Later Van der Post collaborated with Jane Taylor on a book called Testament to the Bushmen, and when his wife went to Zurich to become a Jungian analyst, he and Jung developed a friendship.  Jung had visited Africa in one of his travels and valued Van der Post’s connection to its first people.  Van der Post in turn developed a film and book, Jung and the Story of Our Time.


Van der Post’s writings can serve as a way to reconnect to nature amidst the crisis of climate change, and as places to visit as we approach the Winter Solstice.  Where do we find the light in the darkness is as critical question for us all as much as ever?

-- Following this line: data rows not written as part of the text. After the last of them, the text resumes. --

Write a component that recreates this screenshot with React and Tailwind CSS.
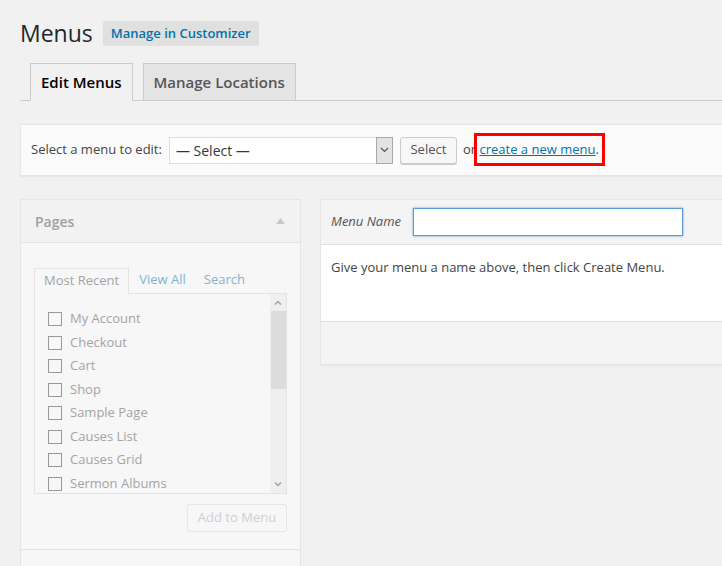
import React from "react";

const pages = [
  "My Account",
  "Checkout",
  "Cart",
  "Shop",
  "Sample Page",
  "Causes List",
  "Causes Grid",
  "Sermon Albums",
];

export default function App() {
  return (
    <div
      className="w-[722px] h-[566px] overflow-hidden bg-[#f1f1f1] text-[#444]"
      style={{ fontFamily: '"Open Sans", "Liberation Sans", sans-serif' }}
    >
      <div className="pl-[20px]">
        {/* ================= TITLE ================= */}
        <div className="flex items-center pt-[21px] h-[46px]">
          <h1 className="text-[23px] leading-[25px] text-[#23282d] font-normal">Menus</h1>
          <span className="ml-[10px] h-[25px] px-[8px] flex items-center bg-[#e0e0e0] rounded-[2px] text-[13px] font-semibold text-[#0073aa]">
            Manage in Customizer
          </span>
        </div>

        {/* ================= TABS ================= */}
        <div className="mt-[17px] flex items-end h-[38px] border-b border-[#ccc] pl-[10px] gap-[10px]">
          <div className="h-[38px] -mb-px px-[10px] flex items-center bg-[#f1f1f1] border border-[#ccc] border-b-[#f1f1f1] text-[15px] font-semibold text-[#000]">
            Edit Menus
          </div>
          <div className="h-[37px] px-[10px] flex items-center bg-[#e4e4e4] border border-[#ccc] border-b-0 text-[15px] font-semibold text-[#555]">
            Manage Locations
          </div>
        </div>

        {/* ================= SELECT MENU ================= */}
        <div className="mt-[23px] w-[720px] h-[52px] bg-[#fbfbfb] border border-[#e5e5e5] shadow-[0_1px_1px_rgba(0,0,0,0.04)] flex items-center pl-[10px] text-[13px]">
          <span className="text-[#444]">Select a menu to edit:</span>
          <div className="ml-[7px] w-[224px] h-[27px] flex border border-[#ddd] bg-white">
            <span className="flex-1 flex items-center pl-[6px] text-[14px] text-[#32373c]">— Select —</span>
            <span className="w-[17px] flex items-center justify-center bg-[#e3e3e3] border border-[#a9a9a9] -m-px">
              <svg width="9" height="6" viewBox="0 0 9 6">
                <path d="M1 1 L4.5 4.5 L8 1" fill="none" stroke="#555" strokeWidth="1.2" />
              </svg>
            </span>
          </div>
          <span className="ml-[7px] h-[27px] w-[57px] flex items-center justify-center bg-[#f7f7f7] border border-[#ccc] rounded-[3px] text-[#555] shadow-[0_1px_0_#ccc]">
            Select
          </span>
          <span className="ml-[6px] relative text-[#444]">
            or{" "}
            <span className="relative">
              <span className="text-[#0073aa] underline">create a new menu</span>.
              <span className="absolute -left-[5px] -top-[7px] w-[131px] h-[33px] border-[3px] border-[#ff0000]" />
            </span>
          </span>
        </div>

        {/* ================= COLUMNS ================= */}
        <div className="mt-[23px] flex gap-[19px] items-start">
          {/* Pages panel */}
          <div className="w-[281px] shrink-0 border border-[#e5e5e5] bg-[#f7f7f7] h-[400px]">
            <div className="h-[43px] bg-[#f2f2f2] border-b border-[#e5e5e5] flex items-center justify-between pl-[14px] pr-[15px]">
              <span className="text-[14px] font-semibold text-[#a0a0a0]">Pages</span>
              <svg width="9" height="6" viewBox="0 0 9 6">
                <path d="M4.5 0 L9 6 L0 6 Z" fill="#c8c8c8" />
              </svg>
            </div>
            <div className="pl-[13px] pr-[13px] pt-[24px]">
              <div className="flex items-end h-[26px] text-[13px]">
                <span className="h-[26px] px-[9px] flex items-center border border-[#e3e3e3] border-b-[#f7f7f7] -mb-px bg-[#f7f7f7] text-[#a4a4a4] relative z-10">
                  Most Recent
                </span>
                <span className="ml-[10px] h-[26px] flex items-center text-[#7fb3d5]">View All</span>
                <span className="ml-[18px] h-[26px] flex items-center text-[#7fb3d5]">Search</span>
              </div>
              <div className="h-[201px] border border-[#e3e3e3] flex">
                <div className="flex-1 pl-[13px] pt-[18px] flex flex-col gap-[9.5px]">
                  {pages.map((p) => (
                    <label key={p} className="flex items-center gap-[8px] h-[14px] text-[13px] text-[#a4a4a4]">
                      <span className="w-[14px] h-[14px] border border-[#999] bg-[#f7f7f7] shrink-0" />
                      {p}
                    </label>
                  ))}
                </div>
                <div className="w-[16px] bg-[#efefef] flex flex-col items-center">
                  <div className="h-[17px] flex items-center justify-center">
                    <svg width="8" height="5" viewBox="0 0 8 5">
                      <path d="M1 4.5 L4 1.5 L7 4.5" fill="none" stroke="#a0a0a0" strokeWidth="1.4" />
                    </svg>
                  </div>
                  <div className="w-[15px] h-[78px] bg-[#dcdcdc]" />
                  <div className="flex-1" />
                  <div className="h-[17px] flex items-center justify-center">
                    <svg width="8" height="5" viewBox="0 0 8 5">
                      <path d="M1 0.5 L4 3.5 L7 0.5" fill="none" stroke="#a0a0a0" strokeWidth="1.4" />
                    </svg>
                  </div>
                </div>
              </div>
              <div className="flex justify-end mt-[10px]">
                <span className="h-[28px] w-[100px] flex items-center justify-center border border-[#e6e6e6] rounded-[3px] text-[13px] text-[#cfcfcf]">
                  Add to Menu
                </span>
              </div>
            </div>
            <div className="mt-[17px] border-t border-[#e3e3e3]" />
          </div>

          {/* Menu edit panel */}
          <div className="w-[420px] shrink-0 border border-[#e5e5e5] shadow-[0_1px_1px_rgba(0,0,0,0.04)]">
            <div className="h-[45px] bg-[#f4f4f4] border-b border-[#dfdfdf] flex items-center pl-[10px]">
              <span className="text-[13px] italic text-[#555]">Menu Name</span>
              <span className="ml-[12px] w-[270px] h-[28px] bg-white border border-[#5b9dd9] shadow-[0_0_2px_rgba(30,140,190,0.8)]" />
            </div>
            <div className="h-[76px] bg-white pl-[10px] pt-[13px] text-[13px] text-[#444]">
              Give your menu a name above, then click Create Menu.
            </div>
            <div className="h-[43px] bg-[#f4f4f4] border-t border-[#dfdfdf]" />
          </div>
        </div>
      </div>
    </div>
  );
}
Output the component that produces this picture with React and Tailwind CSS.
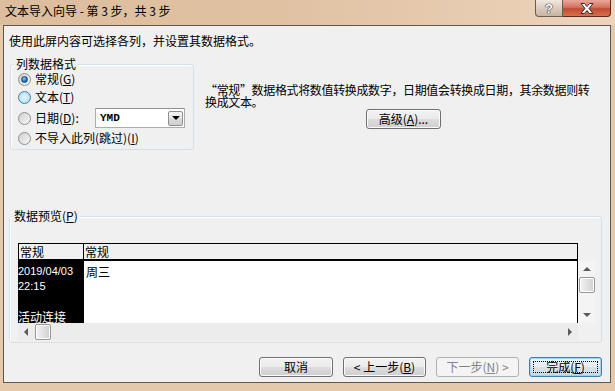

Curiously as I was working on this article an interesting coincidence happened, what Jung called synchronicity.  Jean Guerrero of the Los Angeles Times wrote an article about how she realized she was becoming too connected to our electronics world (Los Angeles Times Op-Ed, November 27, 2023).  When her iPhone broke down, she resolved to take a break from social media.  In the beginning she went to a dance retreat, and found it was easy.  But as she watched others disappear into that world, she found the pull to it again that she would have to watch.  She reported reading Katherine May’s Enchantment: Awakening Wonder in an Anxious Age that evening and notes, “I had no memory of finishing the book, which I read earlier this year.  But when I reached the final chapters, I saw my own pen markings.  It was ironic: I’d read a book about attention while so distracted that I’d forgotten most of the experience.”


The next morning while eating breakfast on the patio she noticed a praying mantis on the ground.  It was crawling toward the dining hall door, where it would be crushed.  “I knelt down to move it to safety, charmed by its resemblance to foliage and its worshipful pose.  I wondered how many small wonders I’d missed while staring at my phone.”  She concludes her article, “ A few times, I felt social media’s pull.  But each time, I resisted, remembering the lesson of the praying mantis.  Now the challenge is keeping up my resistance in normal life.”


This can be a challenge for all of us throughout the year, but especially at this time of year when our society ramps up its activity, a time early peoples like the Bushmen would be tuning into nature.  Hopefully, like Jean Guererro and the Bushmen we can remember the lessons of Mantis.